Suave House Records, also known as The Legendary Suave House, is a record label in Houston, Texas, United States, founded by Tony Draper. The label was founded in 1990 when Draper was sixteen years old. Landmark independent releases from flagship act 8Ball & MJG made the company a heavyweight in the South and the Midwest. When Suave House signed national deals with Relativity Records and later Universal Records, 8Ball & MJG's efforts hit gold and platinum, as did their solo efforts. Suave House's other artists – Tela, South Circle, Mr. Mike, and Crime Boss – all carved out their own musical niches with music that alternated between gritty and street smooth, each selling hundreds of thousands of copies in the process.

In 1997, Suave House switched distributors from Relativity to Universal Records.
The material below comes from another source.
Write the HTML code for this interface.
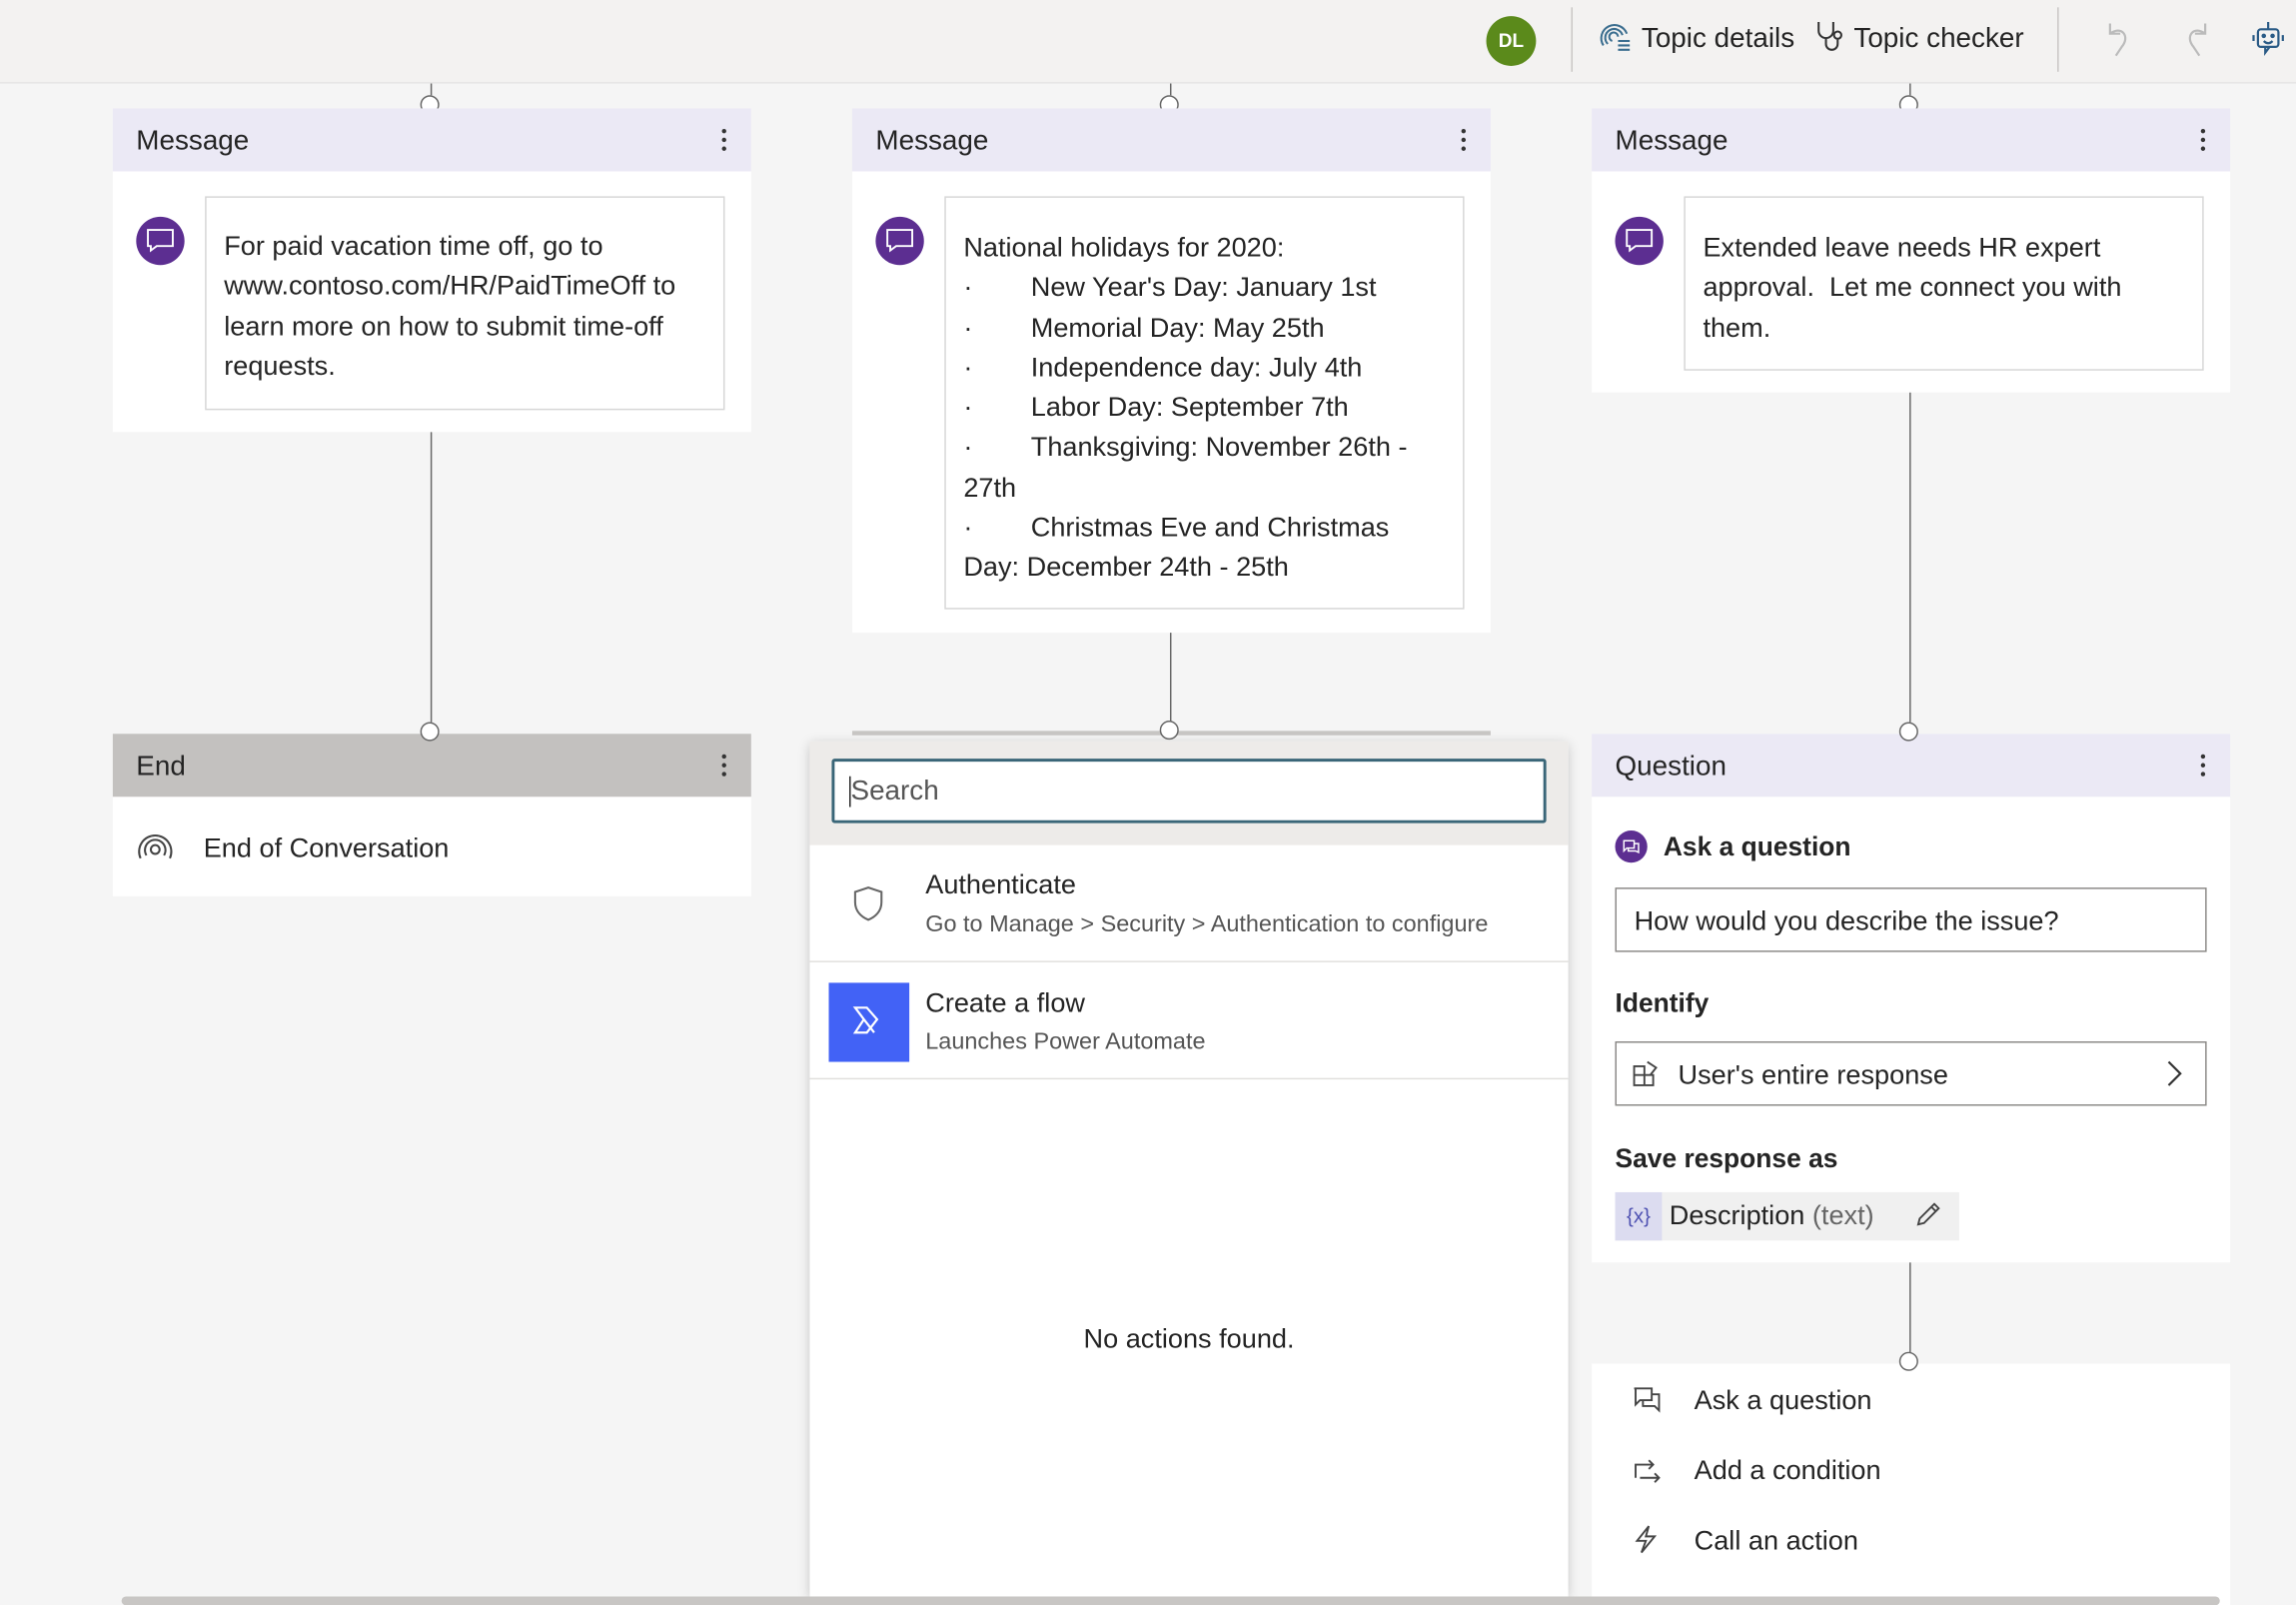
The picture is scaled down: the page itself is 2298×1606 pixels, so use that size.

The label's first release under new distribution was MJG's solo debut No More Glory.

In 1999, after Suave House's distribution deal was up with Universal Records, the label signed a distribution deal with Artemis Records and release a compilation album titled Suave House Presents.. Off Da Chain Vol. 1 which featured artists Lil Noah, Gillie Da Kid, 8Ball & MJG, Chico DeBarge, Joe, Psychodrama, Toni Hickman, and Ab Liva.

In 2007, Suave House Records also released an album from Def Jam's recording artist Rick Ross titled Rise to Power. The album was composed of older songs from Ross during his time at Suave House. Some tracks were remixed and produced by current Suave House's producer Jiggolo.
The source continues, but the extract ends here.